The distinction is important for several reasons: A Mad Scientist and a Quirky Inventor both create outlandish inventions that defy the laws of science, but the differences lay in how the invention is used. Where the Mad Scientist uses his inventions to gain power for himself or to prove someone wrong, the Quirky Inventor is more apt to use his science to help people or, in the more naive examples, believe that he's helping people.
A good example of a Quirky Inventor is Doctor Emmet Brown from the Back to the Future movies. His time machine was invented because he came up with the idea and wanted to see if he could make it work. The intentions behind the Delorian time machine were innocent -- building the device only -- but the end result of how it was used became the central conflict of the movies. Even at the end of Back to the Future, Part III, the steam-powered time train was created so Marty wouldn't worry about Doc and Clara.
By contrast, a standard Mad Scientist is someone like Doctor Moreau from H.G. Wells's The Island of Doctor Moreau. According to TVTropes.org, one of my all-time favorite websites:
"The titular vivisectionist isn't as early as Frankenstein, but he played a major role in shaping the trope. He had Einstein Hair - decades before Einstein. He had the Mad Scientist Laboratory - his island (and he likely brought tropical island laboratories into vogue). Cast out from society, with only one assistant? Oh, yes. He did it all For Science but used extremely painful methods that would give any PETA representative nightmares. Turned on by his own creations? Of course. Several films adaptations even give him a beautiful daughter of his own creation. He also provided the beginnings of the Reluctant Mad Scientist - he never intended to get revenge on the other scientists who cast him out, and in his own mind he had noble purposes for his work; it's only his (possibly willful) ignorance of how torturous his methods are that makes him less than a sympathetic character."For non-literary examples of the proper Mad Scientist, who is completely unrepentant and uncaring about who his science hurts, you don't have to look much farther than the Doctor Who series. Davros, who created the evil race of Daleks, is the prime example of the maniacally evil Mad Scientist who uses his brain power to further his own twisted goals.
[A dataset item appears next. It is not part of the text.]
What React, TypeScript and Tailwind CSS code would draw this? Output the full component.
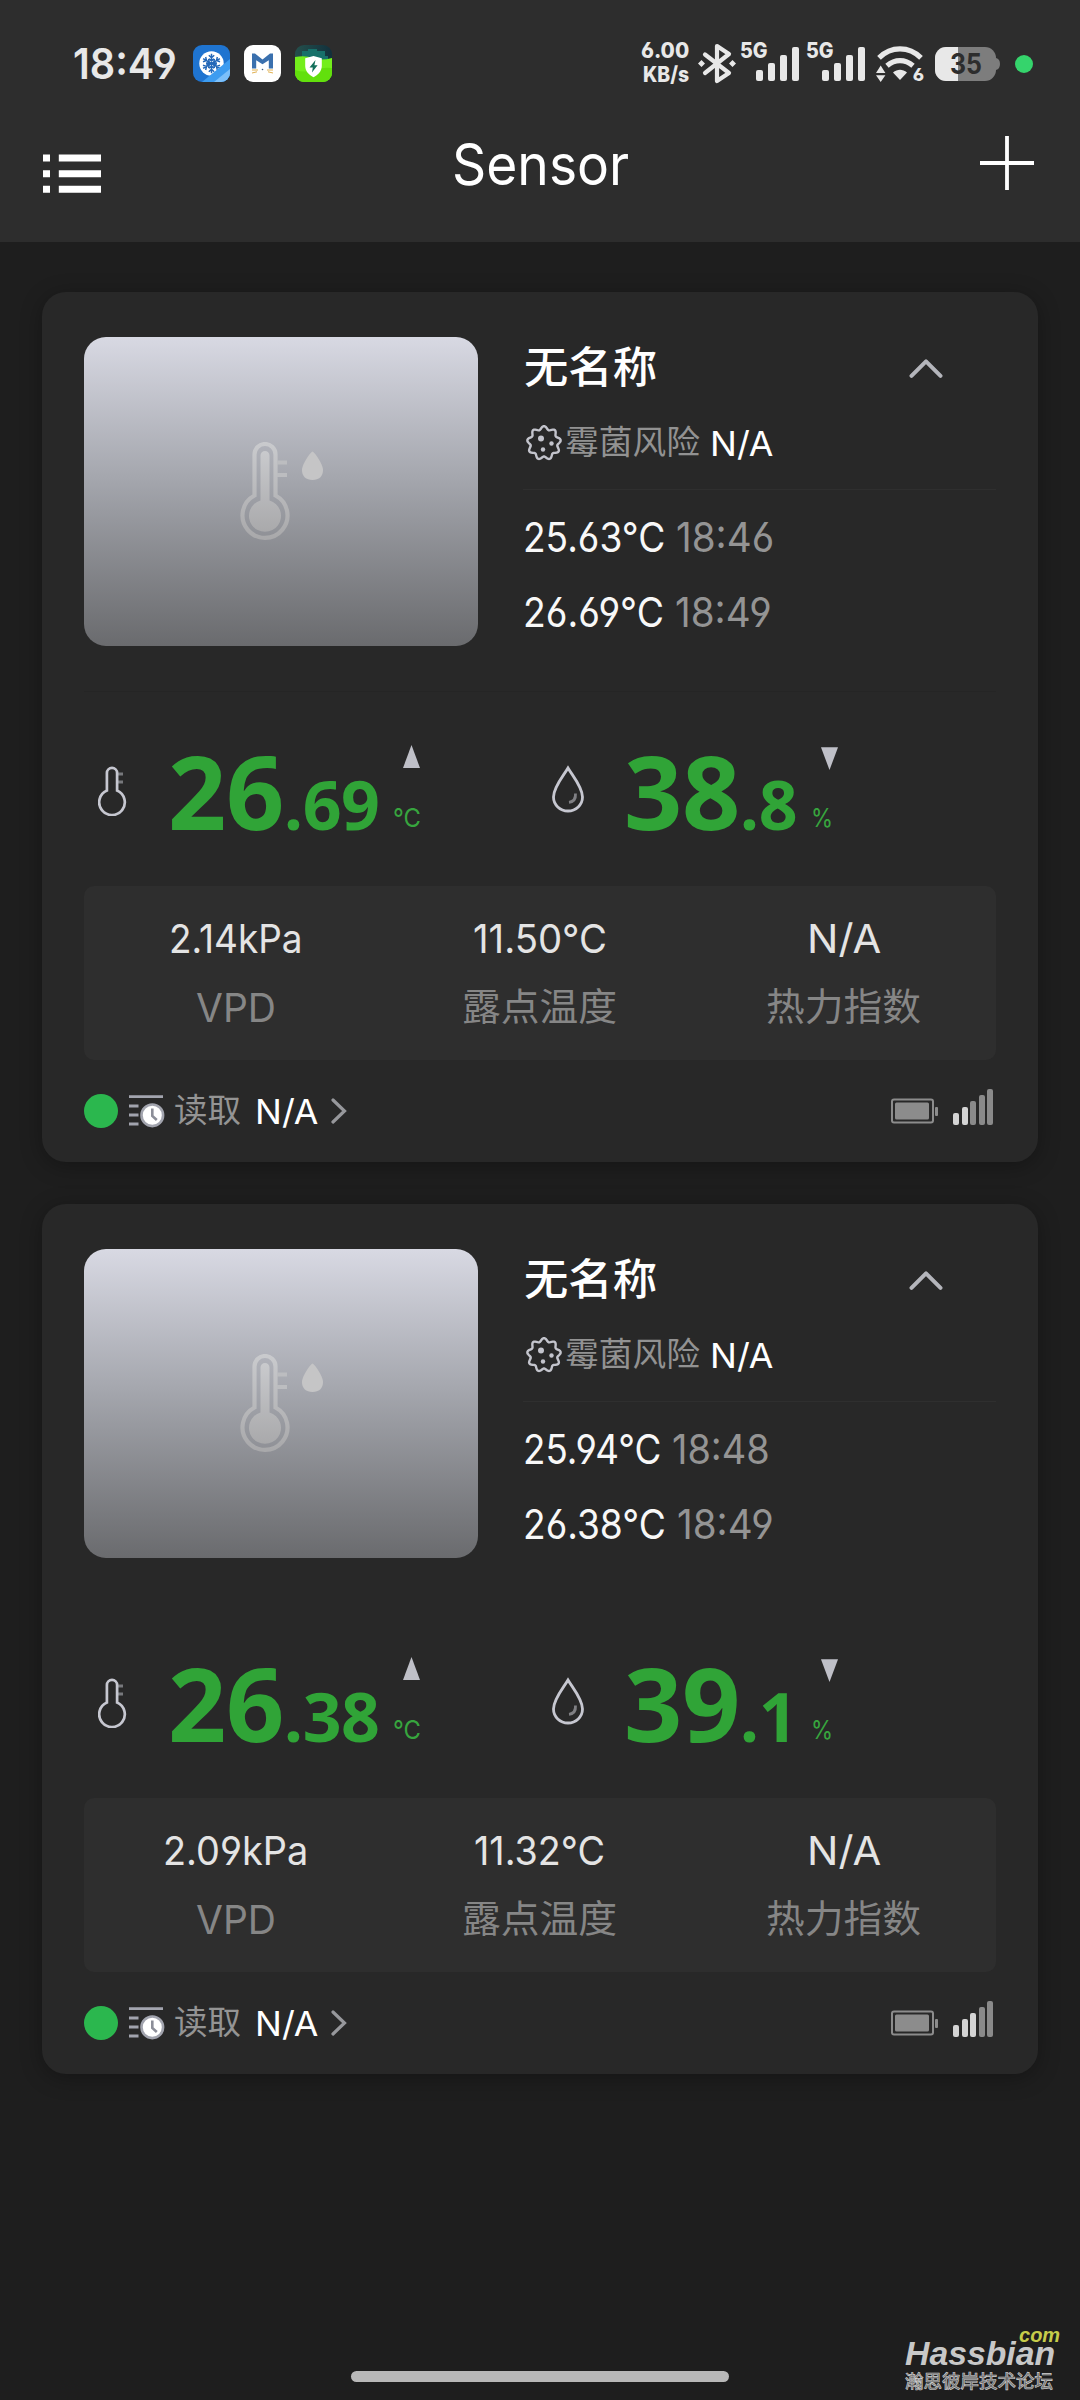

Steampunk is rife with Mad Scientists. There's Doctor Cornelius Hyde in Arthur Slade's The Hunchback Assignments, Professor Minnericht in Cherie Priest's Boneshaker, the Hypocras Club/Order of the Brass Octopus* from Gail Carriger's Parasol Protectorate series, and John Scared in S.M. Peters's Whitechapel Gods to name a few. Wacked-out inventions that run on steam power or clockwork mechanics, strange uses of biology to develop new creatures, genetic anomalies made even weirder in the gaslight. Steampunk is very much the playplace of the mad scientist.
Take these madmen of science though, and give them a heart. Give them remorse and an aim to better the situation of their fellow man. Then you have a Quirky Inventor. He may have the same insane devotion to SCIENCE that the Mad Scientist does, but the difference is that the Quirky Inventor has a morality that essentially forces him to follow some variation on the Hippocratic Oath. Distilled down to its essence, the Quirky Inventor is a Mad Scientist who uses his brilliance for good and not for evil.
What other examples of Quirky Inventors or Mad Scientists do you know of in fiction or in real life?
NOTE: I avoided talking about Victor Frankenstein, the eponymous doctor of Mary Shelley's seminal novel, because he's an unique case in fiction -- many Mad Scientists don't reject their original aims like he did, which is the point of that story.